If your recipient operates on a Databricks workspace, they should provide with you a string that uniquely identifies them. They can get this string in the settings in their Databricks workspace profile. Once you create an recipient in your Databricks workspace using this string and share the “share”. The content of the share will show up on your recipients unity catalog. They can create a cluster and query the shared data however they need.
When your recipient does not have a Databricks workspace, they can use Python, Java, Power BI, Pandas, Apache Spark to access the tables. This does not require you to create any Databricks clusters for them to use.
What can you include in a “share”?
Tables, Views, Notebooks, ML Models — All in Public Preview as of June 2024. If a recipient should only see aggregated data based on selective rows and columns, you can use views to easily manage the granularity of the data you share. Sharing notebooks allow you to communicate with data recipients on how to query the data, call the model and much more.
Views can be shared cross-platform, in private preview as of June 2024, to any recipients, regardless of which cloud, region, or platform they use.
Materialised Views and Streaming Tables — All in private preview as of June 2024, can now be easily shared with recipients, without the need to create and maintain any additional copies or DLT pipelines.
Governance
All access control on your data assets are managed via Unity Catalog. you can easily check who has what level of access to what data as of today. This helps data admins to keep track of data access in an elegant way.
You can also secure your data shares via network IP whitelist.
Costs
Merely sharing Data with external recipients itself does not cost anything for a data provider. External recipients with a Databricks workspace will spin up and pay for their own clusters when querying the data. External recipients without a Databricks workspace simply uses the compute power on their “location machine” to access the data via Delta protocols.
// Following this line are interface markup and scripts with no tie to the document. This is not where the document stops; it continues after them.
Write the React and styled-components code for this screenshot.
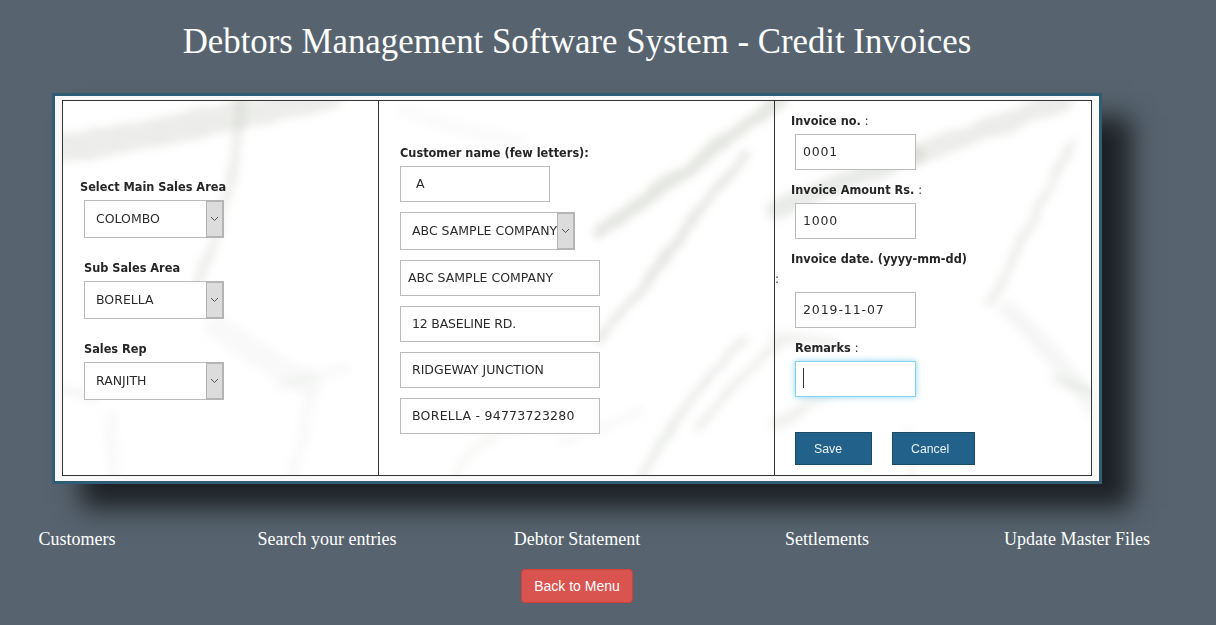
import React from 'react';
import styled, { createGlobalStyle } from 'styled-components';

const GlobalStyle = createGlobalStyle`
  html, body {
    margin: 0;
    padding: 0;
    height: 100%;
    overflow: hidden;
    background: #57646f;
  }
`;

const Page = styled.div`
  width: 1154px;
  height: 625px;
  display: flex;
  flex-direction: column;
  align-items: center;
`;

const Title = styled.h1`
  height: 93px;
  margin: 0;
  padding-top: 21px;
  box-sizing: border-box;
  font-family: "Liberation Serif", serif;
  font-size: 34.8px;
  line-height: 42px;
  font-weight: 400;
  color: #fff;
  white-space: nowrap;
`;

const Panel = styled.div`
  width: 1050px;
  height: 391px;
  box-sizing: border-box;
  padding: 4px 7px 5px;
  background: #f8f8f8;
  border: 3px solid #2f5d76;
  box-shadow: 29px 24px 25px #1c2125;
`;

const Table = styled.div`
  position: relative;
  height: 100%;
  box-sizing: border-box;
  display: grid;
  grid-template-columns: 316px 396px 1fr;
  background: #fff;
  border: 1px solid #333;
`;

const Marble = styled.svg`
  position: absolute;
  inset: 0;
  width: 100%;
  height: 100%;
`;

const Cell = styled.div`
  position: relative;
  box-sizing: border-box;
  display: flex;
  flex-direction: column;
  align-items: flex-start;
  padding: ${(p) => p.$top}px 0 0 ${(p) => p.$left}px;
  border-right: ${(p) => (p.$last ? 'none' : '1px solid #333')};
`;

const Label = styled.label`
  display: block;
  height: 14px;
  margin-left: ${(p) => p.$indent || 0}px;
  margin-top: ${(p) => p.$top || 0}px;
  font-family: "DejaVu Sans", sans-serif;
  font-stretch: condensed;
  font-size: 12.6px;
  line-height: 16px;
  font-weight: 700;
  color: #262626;
  white-space: nowrap;
`;

const LabelTail = styled.span`
  font-weight: 400;
`;

const Colon = styled.span`
  height: 14px;
  margin-top: 7px;
  margin-left: -16px;
  font-family: "DejaVu Sans", sans-serif;
  font-size: 12px;
  line-height: 14px;
  color: #333;
`;

const Input = styled.input`
  display: block;
  width: ${(p) => p.$width}px;
  height: 36px;
  box-sizing: border-box;
  margin-left: ${(p) => p.$indent || 0}px;
  margin-top: ${(p) => p.$top || 0}px;
  padding: 0 0 2px ${(p) => p.$textLeft}px;
  background: #fff;
  border: 1px solid #bbb;
  border-radius: 0;
  outline: none;
  font-family: "DejaVu Sans", sans-serif;
  font-size: 12.5px;
  letter-spacing: ${(p) => p.$spacing || 0}px;
  color: #2b2b2b;
`;

const SelectBox = styled.div`
  width: ${(p) => p.$width}px;
  height: 38px;
  box-sizing: border-box;
  margin-left: ${(p) => p.$indent || 0}px;
  margin-top: ${(p) => p.$top || 0}px;
  display: flex;
  align-items: stretch;
  background: #fff;
  border: 1px solid #bbb;
`;

const SelectValue = styled.div`
  flex: 1;
  min-width: 0;
  padding-left: 11px;
  font-family: "DejaVu Sans", sans-serif;
  font-size: 12.5px;
  line-height: 36px;
  color: #2b2b2b;
  white-space: nowrap;
  overflow: hidden;
`;

const SelectArrow = styled.div`
  width: 18px;
  flex: none;
  box-sizing: border-box;
  display: flex;
  align-items: center;
  justify-content: center;
  margin: -1px -1px -1px 0;
  background: #dcdcdc;
  border: 2px solid #b4b4b4;
  border-left-width: 1px;
`;

const CaretWrap = styled.div`
  position: relative;
  margin-left: 4px;
  margin-top: 7px;
`;

const FocusInput = styled(Input)`
  caret-color: transparent;
  border-color: #86d4ec;
  box-shadow: 0 0 6px rgba(102, 200, 233, 0.75);
`;

const Caret = styled.span`
  position: absolute;
  left: 8px;
  top: 7px;
  width: 1px;
  height: 20px;
  background: #333;
`;

const ButtonRow = styled.div`
  display: flex;
  gap: 20px;
  margin-left: 4px;
  margin-top: 35px;
`;

const ActionButton = styled.button`
  width: ${(p) => p.$width}px;
  height: 33px;
  box-sizing: border-box;
  padding: 0 0 0 ${(p) => p.$textLeft}px;
  text-align: left;
  background: #22628a;
  border: 1px solid #1a4a66;
  border-radius: 0;
  font-family: "Liberation Sans", sans-serif;
  font-size: 12.3px;
  color: #e8f0f5;
`;

const Nav = styled.nav`
  width: 1154px;
  height: 85px;
  display: grid;
  grid-template-columns: repeat(5, 250px);
  justify-content: center;
  padding-top: 45px;
  box-sizing: border-box;
`;

const NavLink = styled.a`
  height: 21px;
  text-align: center;
  font-family: "Liberation Serif", serif;
  font-size: 18px;
  line-height: 21px;
  color: #fff;
  white-space: nowrap;
`;

const BackButton = styled.button`
  width: 112px;
  height: 34px;
  padding: 0;
  background: #d9534f;
  border: 1px solid #d43f3a;
  border-radius: 4px;
  font-family: "Liberation Sans", sans-serif;
  font-size: 14px;
  color: #fff;
`;

// marble veins, given in page coordinates: path, width, opacity
const veins = [
  ['M50 150 C120 140 200 125 330 95', 28, 0.3],
  ['M242 95 C238 140 232 200 195 290', 9, 0.28],
  ['M215 325 C250 350 280 370 312 385', 24, 0.1],
  ['M280 385 C300 380 320 375 345 368', 12, 0.09],
  ['M58 390 C70 390 80 394 92 396', 9, 0.18],
  ['M110 415 L112 480', 10, 0.11],
  ['M312 395 C306 420 300 450 292 480', 9, 0.11],
  ['M600 232 C660 190 720 145 780 98', 14, 0.42],
  ['M600 340 C650 280 700 210 745 155', 8, 0.42],
  ['M640 480 C660 440 700 380 745 340', 7, 0.32],
  ['M698 428 C725 395 750 365 778 345', 7, 0.3],
  ['M774 210 C820 190 870 170 915 154', 18, 0.34],
  ['M915 154 C960 140 1010 120 1064 100', 20, 0.3],
  ['M1072 142 C1050 185 1020 245 990 305', 8, 0.28],
  ['M1008 310 C1040 340 1070 375 1095 408', 18, 0.15],
  ['M1056 380 C1070 384 1082 388 1095 392', 9, 0.24],
  ['M774 336 C795 338 815 341 834 344', 11, 0.2],
  ['M776 424 C805 405 840 385 872 370', 11, 0.24],
  ['M910 430 L912 480', 7, 0.14],
  ['M402 110 C450 125 470 135 520 140', 12, 0.06],
  ['M455 480 C465 450 490 430 530 425', 8, 0.14],
  ['M560 440 C590 432 620 420 640 410', 7, 0.12],
];

const Chevron = () => (
  <svg width="9" height="6" viewBox="0 0 9 6" fill="none">
    <path d="M1 1l3.5 3.5L8 1" stroke="#555" strokeWidth="1" />
  </svg>
);

const Select = ({ value, width = 140, indent, top }) => (
  <SelectBox $width={width} $indent={indent} $top={top}>
    <SelectValue>{value}</SelectValue>
    <SelectArrow>
      <Chevron />
    </SelectArrow>
  </SelectBox>
);

const Field = ({ value, width = 200, textLeft = 11, indent, top = 10, spacing }) => (
  <Input
    readOnly
    value={value}
    $width={width}
    $textLeft={textLeft}
    $indent={indent}
    $top={top}
    $spacing={spacing}
  />
);

const App = () => {
  return (
    <Page>
      <GlobalStyle />
      <Title>Debtors Management Software System - Credit Invoices</Title>
      <Panel>
        <Table>
          <Marble viewBox="0 0 1028 374" preserveAspectRatio="none">
            <defs>
              <filter id="soft" x="-10%" y="-10%" width="120%" height="120%">
                <feTurbulence type="fractalNoise" baseFrequency="0.04" numOctaves="2" seed="4" />
                <feDisplacementMap in="SourceGraphic" scale="7" />
                <feGaussianBlur stdDeviation="4" />
              </filter>
            </defs>
            <g
              filter="url(#soft)"
              transform="translate(-63 -101)"
              fill="none"
              stroke="#bfc3bb"
              strokeLinecap="round"
            >
              {veins.map(([d, w, o]) => (
                <path key={d} d={d} strokeWidth={w} opacity={o} />
              ))}
            </g>
          </Marble>

          <Cell $top={78} $left={17}>
            <Label>Select Main Sales Area</Label>
            <Select value="COLOMBO" indent={4} top={7} />
            <Label $indent={4} $top={22}>Sub Sales Area</Label>
            <Select value="BORELLA" indent={4} top={7} />
            <Label $indent={4} $top={22}>Sales Rep</Label>
            <Select value="RANJITH" indent={4} top={7} />
          </Cell>

          <Cell $top={44} $left={21}>
            <Label>Customer name (few letters):</Label>
            <Field value="A" width={150} textLeft={15} top={7} />
            <Select value="ABC SAMPLE COMPANY" width={175} top={10} />
            <Field value="ABC SAMPLE COMPANY" textLeft={7} />
            <Field value="12 BASELINE RD." spacing={-0.2} />
            <Field value="RIDGEWAY JUNCTION" />
            <Field value="BORELLA - 94773723280" spacing={0.25} />
          </Cell>

          <Cell $top={12} $left={16} $last>
            <Label>Invoice no. <LabelTail>:</LabelTail></Label>
            <Field value="0001" width={121} textLeft={7} indent={4} top={7} spacing={0.8} />
            <Label $top={12}>Invoice Amount Rs. <LabelTail>:</LabelTail></Label>
            <Field value="1000" width={121} textLeft={7} indent={4} top={7} spacing={0.8} />
            <Label $top={12}>Invoice date. (yyyy-mm-dd)</Label>
            <Colon>:</Colon>
            <Field value="2019-11-07" width={121} textLeft={7} indent={4} top={6} spacing={0.9} />
            <Label $indent={4} $top={12}>Remarks <LabelTail>:</LabelTail></Label>
            <CaretWrap>
              <FocusInput readOnly value="" $width={121} $textLeft={7} />
              <Caret />
            </CaretWrap>
            <ButtonRow>
              <ActionButton $width={77} $textLeft={18}>Save</ActionButton>
              <ActionButton $width={83} $textLeft={18}>Cancel</ActionButton>
            </ButtonRow>
          </Cell>
        </Table>
      </Panel>
      <Nav>
        <NavLink>Customers</NavLink>
        <NavLink>Search your entries</NavLink>
        <NavLink>Debtor Statement</NavLink>
        <NavLink>Settlements</NavLink>
        <NavLink>Update Master Files</NavLink>
      </Nav>
      <BackButton>Back to Menu</BackButton>
    </Page>
  );
};

export default App;
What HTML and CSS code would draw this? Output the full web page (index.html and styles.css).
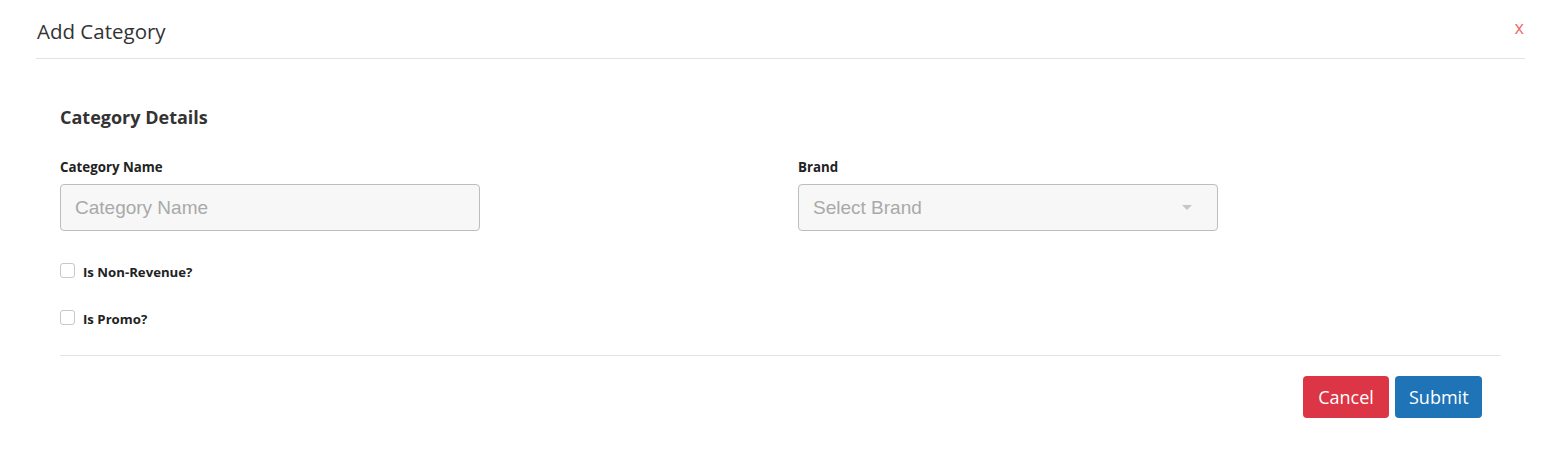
FILE: index.html
```html
<!DOCTYPE html>
<html>
<head>
<meta charset="utf-8">
<link rel="stylesheet" href="styles.css">
</head>
<body>
<div class="modal">
  <div class="modal-header">
    <h1 class="modal-title">Add Category</h1>
    <span class="close">x</span>
  </div>
  <div class="modal-body">
    <h2 class="section-title">Category Details</h2>
    <div class="grid">
      <div class="field">
        <label class="label">Category Name</label>
        <input class="control" type="text" placeholder="Category Name">
      </div>
      <div class="field">
        <label class="label">Brand</label>
        <div class="control select">
          <span class="placeholder">Select Brand</span>
          <span class="caret"></span>
        </div>
      </div>
    </div>
    <div class="check"><span class="box"></span><span class="check-label">Is Non-Revenue?</span></div>
    <div class="check"><span class="box"></span><span class="check-label">Is Promo?</span></div>
    <div class="footer">
      <button class="btn btn-cancel">Cancel</button>
      <button class="btn btn-submit">Submit</button>
    </div>
  </div>
</div>
</body>
</html>
```
FILE: styles.css
```css
html, body {
  margin: 0;
  padding: 0;
  background: #ffffff;
}
body {
  font-family: "Open Sans", "Noto Sans", sans-serif;
  color: #333;
}
.modal {
  width: 1560px;
  height: 460px;
  box-sizing: border-box;
}
.modal-header {
  margin: 0 35px 0 36px;
  height: 59px;
  border-bottom: 1px solid #e3e3e3;
  display: flex;
  justify-content: space-between;
  align-items: flex-start;
  box-sizing: border-box;
}
.modal-title {
  margin: 0 0 0 1px;
  padding-top: 17px;
  font-size: 20.5px;
  font-weight: 400;
  line-height: 28px;
  color: #333;
}
.close {
  padding-top: 17px;
  color: #f26d6d;
  font-size: 18px;
  line-height: 20px;
  margin-right: 1px;
}
.modal-body {
  padding: 0 59px 0 60px;
}
.section-title {
  margin: 0;
  padding-top: 46px;
  font-family: "Open Sans", sans-serif;
  font-weight: 700;
  font-size: 18px;
  line-height: 24px;
  color: #333;
}
.grid {
  display: grid;
  grid-template-columns: 738px 1fr;
  margin-top: 30px;
}
.field {
  display: flex;
  flex-direction: column;
}
.label {
  font-family: "Open Sans", sans-serif;
  font-weight: 700;
  font-size: 13.3px;
  line-height: 16px;
  color: #222;
  margin-bottom: 9px;
}
.control {
  width: 420px;
  height: 47px;
  box-sizing: border-box;
  border: 1px solid #bdbdbd;
  border-radius: 4px;
  background: #f7f7f7;
  padding: 0 14px;
  font-family: "Liberation Sans", Arial, sans-serif;
  font-size: 19px;
  color: #333;
  outline: none;
}
.control::placeholder {
  color: #a9a9a9;
}
.select {
  display: flex;
  align-items: center;
  justify-content: space-between;
}
.placeholder {
  color: #a9a9a9;
}
.caret {
  width: 0;
  height: 0;
  border-left: 5px solid transparent;
  border-right: 5px solid transparent;
  border-top: 5px solid #c6c6c6;
  margin-right: 11px;
}
.check {
  display: flex;
  align-items: center;
  height: 17px;
  margin-top: 31px;
}
.check + .check {
  margin-top: 30px;
}
.box {
  width: 13px;
  height: 13px;
  border: 1px solid #c8c8c8;
  border-radius: 3px;
  background: #fff;
  box-sizing: content-box;
}
.check-label {
  margin-left: 8px;
  font-family: "Open Sans", sans-serif;
  font-weight: 700;
  font-size: 13.2px;
  color: #222;
  margin-top: 2px;
}
.footer {
  margin-top: 29px;
  border-top: 1px solid #e4e4e4;
  padding-top: 20px;
  display: flex;
  justify-content: flex-end;
  gap: 6px;
  padding-right: 19px;
}
.btn {
  height: 42px;
  border: none;
  border-radius: 4px;
  color: #fff;
  font-family: "Open Sans", "Noto Sans", sans-serif;
  font-size: 18px;
  padding: 0 14px;
  cursor: pointer;
}
.btn-cancel {
  background: #dc3545;
  width: 86px;
}
.btn-submit {
  background: #1f73b7;
  width: 87px;
}
```
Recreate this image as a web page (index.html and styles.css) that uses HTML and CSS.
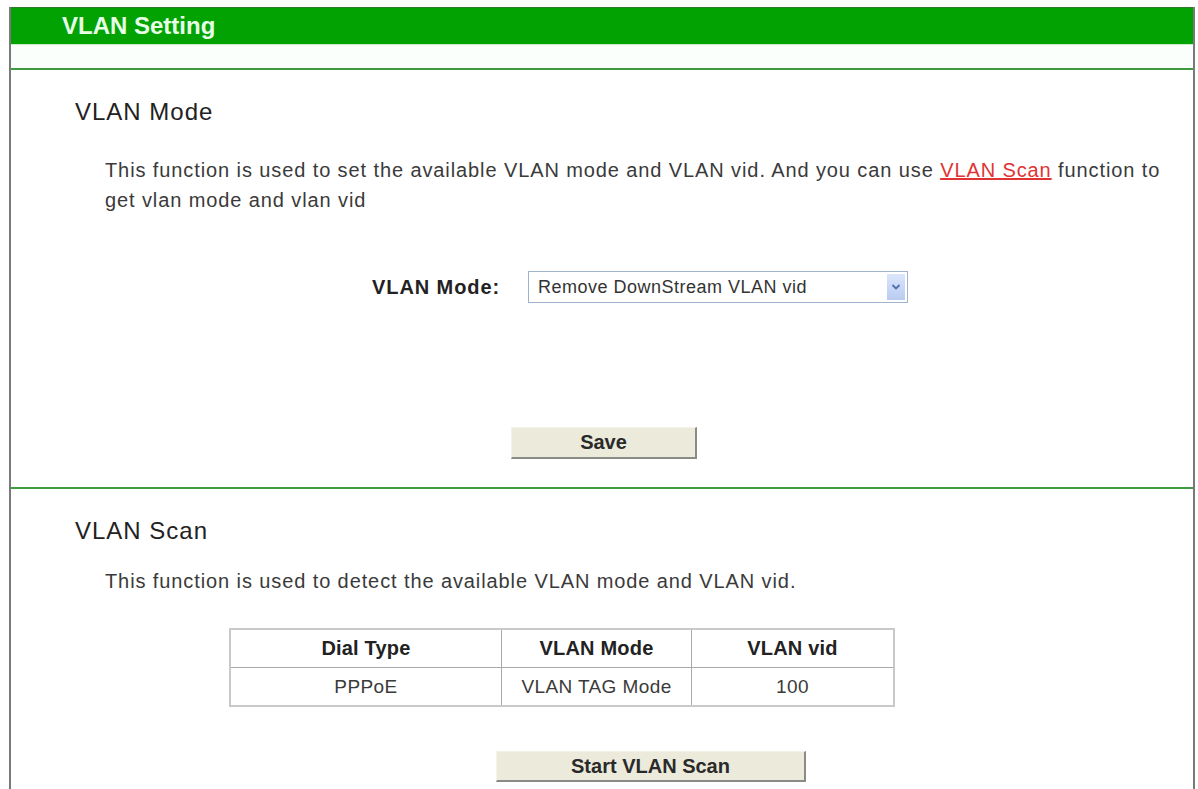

HOWEVER, every directory and file read request made to your shared data files and tables, your cloud provider (Azure, AWS, GCP) charges you the standard storage read rate. So make sure you optimise your shared tables for read performance before sharing your data.
Final Notes
Data clean room is such a simple yet powerful concept. Organising data recipients and selective data assets in a clean room to prevent cross contamination, without physically copying data, with independent compute usage and billing, and all of these are built on open source technology meaning non-Databricks users can benefit from Delta sharing. What a wonderful world we are living in, with the advance of technology.